** begin DATA EXTRACT **
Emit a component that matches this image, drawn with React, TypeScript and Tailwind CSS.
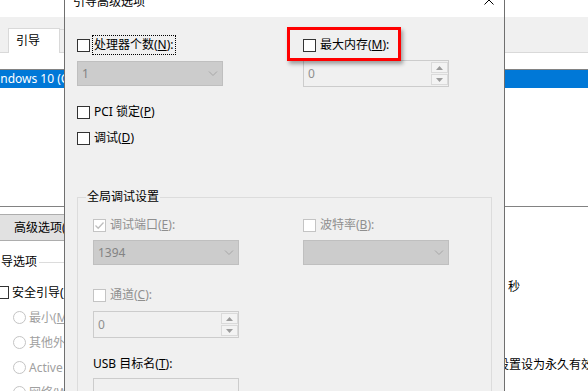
import type { ReactNode } from "react";

function Box({ disabled = false, checked = false }: { disabled?: boolean; checked?: boolean }) {
  return (
    <span
      className={`flex h-[13px] w-[13px] shrink-0 items-center justify-center border bg-white ${
        disabled ? "border-[#c4c4c4]" : "border-[#333333]"
      }`}
    >
      {checked && (
        <svg width="11" height="11" viewBox="0 0 11 11">
          <polyline points="1.5,5.5 4.2,8.2 9.5,2.5" fill="none" stroke="#bdbdbd" strokeWidth="1.3" />
        </svg>
      )}
    </span>
  );
}

function CheckRow({
  children,
  disabled = false,
  checked = false,
  focus = false,
  className = "",
}: {
  children: ReactNode;
  disabled?: boolean;
  checked?: boolean;
  focus?: boolean;
  className?: string;
}) {
  return (
    <div className={`flex h-[20px] shrink-0 items-center gap-[2px] ${className}`}>
      <Box disabled={disabled} checked={checked} />
      <span
        className={`flex h-[20px] items-center whitespace-nowrap border px-[1px] ${
          focus ? "border-dotted border-black" : "border-transparent"
        } ${disabled ? "text-[#8f8f8f]" : "text-black"}`}
      >
        {children}
      </span>
    </div>
  );
}

function Combo({ value, className = "" }: { value: string; className?: string }) {
  return (
    <div
      className={`flex h-[25px] w-[146px] shrink-0 items-center justify-between border border-[#bfbfbf] bg-[#cccccc] pl-[4px] pr-[4px] text-[#838383] ${className}`}
    >
      <span>{value}</span>
      <svg width="10" height="6" viewBox="0 0 10 6">
        <polyline points="1,0.5 5,4.5 9,0.5" fill="none" stroke="#a6a6a6" />
      </svg>
    </div>
  );
}

function Spin({ value, className = "" }: { value: string; className?: string }) {
  return (
    <div className={`flex h-[27px] w-[146px] shrink-0 border border-[#cccccc] bg-[#f0f0f0] ${className}`}>
      <span className="flex flex-1 items-center pl-[4px] text-[#8f8f8f]">{value}</span>
      <div className="flex w-[17px] flex-col gap-[1px] py-[1px]">
        <span className="flex flex-1 items-center justify-center border border-[#dadada] bg-[#f3f3f3]">
          <svg width="7" height="4" viewBox="0 0 7 4">
            <polygon points="0,4 3.5,0 7,4" fill="#9c9c9c" />
          </svg>
        </span>
        <span className="flex flex-1 items-center justify-center border border-[#dadada] bg-[#f3f3f3]">
          <svg width="7" height="4" viewBox="0 0 7 4">
            <polygon points="0,0 3.5,4 7,0" fill="#9c9c9c" />
          </svg>
        </span>
      </div>
    </div>
  );
}

function Radio({ children }: { children: ReactNode }) {
  return (
    <div className="flex h-[25px] shrink-0 items-center gap-[3px] whitespace-nowrap pl-[17px] text-[#a0a0a0]">
      <span className="h-[13px] w-[13px] shrink-0 rounded-full border border-[#c4c4c4] bg-white" />
      <span>{children}</span>
    </div>
  );
}

function MainWindow() {
  return (
    <div className="w-full bg-white">
      <div className="h-[17px] bg-white" />
      {/* tabs */}
      <div className="flex h-[36px] items-end border-b border-[#d9d9d9] bg-[#f0f0f0] pl-[8px]">
        <div className="-mb-px flex h-[25px] w-[52px] items-center border border-b-0 border-[#d9d9d9] bg-white pl-[7px]">
          引导
        </div>
        <div className="flex h-[23px] w-[50px] items-center border border-b-0 border-l-0 border-[#d9d9d9] pl-[4px]">
          服务
        </div>
      </div>
      {/* boot list */}
      <div className="pt-[16px]">
        <div className="h-[138px] border-y border-[#828282]">
          <div className="flex h-[18px] items-center whitespace-nowrap bg-[#0078d7] text-white">
            <span className="-ml-[14px]">Windows 10 (C:\WINDOWS) : 当前操作系统; 默认操作系统</span>
          </div>
        </div>
      </div>
      <div className="flex">
        <div className="w-[500px] shrink-0">
          <div className="-ml-[10px] mt-[7px] flex h-[27px] w-[130px] items-center whitespace-nowrap border border-[#adadad] bg-[#e1e1e1] pl-[23px]">
            高级选项(<u>V</u>)...
          </div>
          <fieldset className="-ml-[22px] mt-[13px] w-[400px] border border-[#dcdcdc]">
            <legend className="ml-[8px] px-[2px]">引导选项</legend>
            <div className="flex flex-col pl-[17px] pt-[10px]">
              <div className="flex h-[25px] items-center gap-[3px] whitespace-nowrap">
                <Box />
                <span>
                  安全引导(<u>F</u>)
                </span>
              </div>
              <Radio>
                最小(<u>M</u>)
              </Radio>
              <Radio>
                其他外壳(<u>L</u>)
              </Radio>
              <Radio>
                Active Directory 修复(<u>P</u>)
              </Radio>
              <Radio>
                网络(<u>W</u>)
              </Radio>
            </div>
          </fieldset>
        </div>
        <div className="whitespace-nowrap">
          <div className="mt-[70px] flex h-[20px] items-center pl-[8px]">秒</div>
          <div className="-ml-[3px] mt-[58px] flex h-[20px] items-center">设置设为永久有效</div>
        </div>
      </div>
    </div>
  );
}

function AdvancedDialog() {
  return (
    <div className="absolute left-[64px] top-0 h-[420px] w-[441px] border-x border-[#6f6f6f] bg-[#f0f0f0]">
      {/* title bar */}
      <div className="flex h-[17px] items-start justify-between overflow-hidden bg-white">
        <span className="-mt-[6px] pl-[8px]">引导高级选项</span>
        <svg className="-mt-[5px] mr-[10px]" width="10" height="10" viewBox="0 0 10 10">
          <path d="M0.5 0.5 L9.5 9.5 M9.5 0.5 L0.5 9.5" stroke="#000" strokeWidth="1" />
        </svg>
      </div>

      <div className="flex px-[12px] pt-[18px]">
        <div className="flex w-[226px] flex-col">
          <CheckRow focus>
            处理器个数(<u>N</u>):
          </CheckRow>
          <Combo className="mt-[6px]" value="1" />
          <CheckRow className="mt-[16px]">
            PCI 锁定(<u>P</u>)
          </CheckRow>
          <CheckRow className="mt-[6px]">
            调试(<u>D</u>)
          </CheckRow>
        </div>
        <div className="flex flex-col">
          <CheckRow>
            最大内存(<u>M</u>):
          </CheckRow>
          <Spin className="mt-[5px]" value="0" />
        </div>
      </div>

      <fieldset className="mx-[12px] mt-[41px] border border-[#dcdcdc]">
        <legend className="ml-[8px] px-[1px]">全局调试设置</legend>
        <div className="flex pb-[40px] pl-[15px] pt-[10px]">
          <div className="flex w-[210px] flex-col">
            <CheckRow disabled checked>
              调试端口(<u>E</u>):
            </CheckRow>
            <Combo className="mt-[5px]" value="1394" />
            <CheckRow className="mt-[20px]" disabled>
              通道(<u>C</u>):
            </CheckRow>
            <Spin className="mt-[6px]" value="0" />
            <div className="mt-[16px] flex h-[20px] items-center whitespace-nowrap">
              USB 目标名(<u>T</u>):
            </div>
            <div className="mt-[4px] h-[24px] w-[146px] border border-[#cccccc] bg-[#f0f0f0]" />
          </div>
          <div className="flex flex-col">
            <CheckRow disabled>
              波特率(<u>B</u>):
            </CheckRow>
            <Combo className="mt-[5px]" value="" />
          </div>
        </div>
      </fieldset>

      {/* red annotation box */}
      <div className="absolute left-[222px] top-[27px] h-[34px] w-[114px] border-[3px] border-[#ff0000] shadow-[2px_3px_4px_rgba(0,0,0,0.35)]" />
    </div>
  );
}

export default function App() {
  return (
    <div className="relative h-[391px] w-[588px] overflow-hidden bg-white text-[12px] leading-[16px] text-black font-['Noto_Sans','Noto_Sans_CJK_SC',sans-serif]">
      <MainWindow />
      <AdvancedDialog />
    </div>
  );
}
** end DATA EXTRACT **
:: TASK DETAILS ::
Restate the data above word for word. Do not include the images.

:: EXERCISE RESULT ::
Emit a component that matches this image, drawn with React, TypeScript and Tailwind CSS.
import type { ReactNode } from "react";

function Box({ disabled = false, checked = false }: { disabled?: boolean; checked?: boolean }) {
  return (
    <span
      className={`flex h-[13px] w-[13px] shrink-0 items-center justify-center border bg-white ${
        disabled ? "border-[#c4c4c4]" : "border-[#333333]"
      }`}
    >
      {checked && (
        <svg width="11" height="11" viewBox="0 0 11 11">
          <polyline points="1.5,5.5 4.2,8.2 9.5,2.5" fill="none" stroke="#bdbdbd" strokeWidth="1.3" />
        </svg>
      )}
    </span>
  );
}

function CheckRow({
  children,
  disabled = false,
  checked = false,
  focus = false,
  className = "",
}: {
  children: ReactNode;
  disabled?: boolean;
  checked?: boolean;
  focus?: boolean;
  className?: string;
}) {
  return (
    <div className={`flex h-[20px] shrink-0 items-center gap-[2px] ${className}`}>
      <Box disabled={disabled} checked={checked} />
      <span
        className={`flex h-[20px] items-center whitespace-nowrap border px-[1px] ${
          focus ? "border-dotted border-black" : "border-transparent"
        } ${disabled ? "text-[#8f8f8f]" : "text-black"}`}
      >
        {children}
      </span>
    </div>
  );
}

function Combo({ value, className = "" }: { value: string; className?: string }) {
  return (
    <div
      className={`flex h-[25px] w-[146px] shrink-0 items-center justify-between border border-[#bfbfbf] bg-[#cccccc] pl-[4px] pr-[4px] text-[#838383] ${className}`}
    >
      <span>{value}</span>
      <svg width="10" height="6" viewBox="0 0 10 6">
        <polyline points="1,0.5 5,4.5 9,0.5" fill="none" stroke="#a6a6a6" />
      </svg>
    </div>
  );
}

function Spin({ value, className = "" }: { value: string; className?: string }) {
  return (
    <div className={`flex h-[27px] w-[146px] shrink-0 border border-[#cccccc] bg-[#f0f0f0] ${className}`}>
      <span className="flex flex-1 items-center pl-[4px] text-[#8f8f8f]">{value}</span>
      <div className="flex w-[17px] flex-col gap-[1px] py-[1px]">
        <span className="flex flex-1 items-center justify-center border border-[#dadada] bg-[#f3f3f3]">
          <svg width="7" height="4" viewBox="0 0 7 4">
            <polygon points="0,4 3.5,0 7,4" fill="#9c9c9c" />
          </svg>
        </span>
        <span className="flex flex-1 items-center justify-center border border-[#dadada] bg-[#f3f3f3]">
          <svg width="7" height="4" viewBox="0 0 7 4">
            <polygon points="0,0 3.5,4 7,0" fill="#9c9c9c" />
          </svg>
        </span>
      </div>
    </div>
  );
}

function Radio({ children }: { children: ReactNode }) {
  return (
    <div className="flex h-[25px] shrink-0 items-center gap-[3px] whitespace-nowrap pl-[17px] text-[#a0a0a0]">
      <span className="h-[13px] w-[13px] shrink-0 rounded-full border border-[#c4c4c4] bg-white" />
      <span>{children}</span>
    </div>
  );
}

function MainWindow() {
  return (
    <div className="w-full bg-white">
      <div className="h-[17px] bg-white" />
      {/* tabs */}
      <div className="flex h-[36px] items-end border-b border-[#d9d9d9] bg-[#f0f0f0] pl-[8px]">
        <div className="-mb-px flex h-[25px] w-[52px] items-center border border-b-0 border-[#d9d9d9] bg-white pl-[7px]">
          引导
        </div>
        <div className="flex h-[23px] w-[50px] items-center border border-b-0 border-l-0 border-[#d9d9d9] pl-[4px]">
          服务
        </div>
      </div>
      {/* boot list */}
      <div className="pt-[16px]">
        <div className="h-[138px] border-y border-[#828282]">
          <div className="flex h-[18px] items-center whitespace-nowrap bg-[#0078d7] text-white">
            <span className="-ml-[14px]">Windows 10 (C:\WINDOWS) : 当前操作系统; 默认操作系统</span>
          </div>
        </div>
      </div>
      <div className="flex">
        <div className="w-[500px] shrink-0">
          <div className="-ml-[10px] mt-[7px] flex h-[27px] w-[130px] items-center whitespace-nowrap border border-[#adadad] bg-[#e1e1e1] pl-[23px]">
            高级选项(<u>V</u>)...
          </div>
          <fieldset className="-ml-[22px] mt-[13px] w-[400px] border border-[#dcdcdc]">
            <legend className="ml-[8px] px-[2px]">引导选项</legend>
            <div className="flex flex-col pl-[17px] pt-[10px]">
              <div className="flex h-[25px] items-center gap-[3px] whitespace-nowrap">
                <Box />
                <span>
                  安全引导(<u>F</u>)
                </span>
              </div>
              <Radio>
                最小(<u>M</u>)
              </Radio>
              <Radio>
                其他外壳(<u>L</u>)
              </Radio>
              <Radio>
                Active Directory 修复(<u>P</u>)
              </Radio>
              <Radio>
                网络(<u>W</u>)
              </Radio>
            </div>
          </fieldset>
        </div>
        <div className="whitespace-nowrap">
          <div className="mt-[70px] flex h-[20px] items-center pl-[8px]">秒</div>
          <div className="-ml-[3px] mt-[58px] flex h-[20px] items-center">设置设为永久有效</div>
        </div>
      </div>
    </div>
  );
}

function AdvancedDialog() {
  return (
    <div className="absolute left-[64px] top-0 h-[420px] w-[441px] border-x border-[#6f6f6f] bg-[#f0f0f0]">
      {/* title bar */}
      <div className="flex h-[17px] items-start justify-between overflow-hidden bg-white">
        <span className="-mt-[6px] pl-[8px]">引导高级选项</span>
        <svg className="-mt-[5px] mr-[10px]" width="10" height="10" viewBox="0 0 10 10">
          <path d="M0.5 0.5 L9.5 9.5 M9.5 0.5 L0.5 9.5" stroke="#000" strokeWidth="1" />
        </svg>
      </div>

      <div className="flex px-[12px] pt-[18px]">
        <div className="flex w-[226px] flex-col">
          <CheckRow focus>
            处理器个数(<u>N</u>):
          </CheckRow>
          <Combo className="mt-[6px]" value="1" />
          <CheckRow className="mt-[16px]">
            PCI 锁定(<u>P</u>)
          </CheckRow>
          <CheckRow className="mt-[6px]">
            调试(<u>D</u>)
          </CheckRow>
        </div>
        <div className="flex flex-col">
          <CheckRow>
            最大内存(<u>M</u>):
          </CheckRow>
          <Spin className="mt-[5px]" value="0" />
        </div>
      </div>

      <fieldset className="mx-[12px] mt-[41px] border border-[#dcdcdc]">
        <legend className="ml-[8px] px-[1px]">全局调试设置</legend>
        <div className="flex pb-[40px] pl-[15px] pt-[10px]">
          <div className="flex w-[210px] flex-col">
            <CheckRow disabled checked>
              调试端口(<u>E</u>):
            </CheckRow>
            <Combo className="mt-[5px]" value="1394" />
            <CheckRow className="mt-[20px]" disabled>
              通道(<u>C</u>):
            </CheckRow>
            <Spin className="mt-[6px]" value="0" />
            <div className="mt-[16px] flex h-[20px] items-center whitespace-nowrap">
              USB 目标名(<u>T</u>):
            </div>
            <div className="mt-[4px] h-[24px] w-[146px] border border-[#cccccc] bg-[#f0f0f0]" />
          </div>
          <div className="flex flex-col">
            <CheckRow disabled>
              波特率(<u>B</u>):
            </CheckRow>
            <Combo className="mt-[5px]" value="" />
          </div>
        </div>
      </fieldset>

      {/* red annotation box */}
      <div className="absolute left-[222px] top-[27px] h-[34px] w-[114px] border-[3px] border-[#ff0000] shadow-[2px_3px_4px_rgba(0,0,0,0.35)]" />
    </div>
  );
}

export default function App() {
  return (
    <div className="relative h-[391px] w-[588px] overflow-hidden bg-white text-[12px] leading-[16px] text-black font-['Noto_Sans','Noto_Sans_CJK_SC',sans-serif]">
      <MainWindow />
      <AdvancedDialog />
    </div>
  );
}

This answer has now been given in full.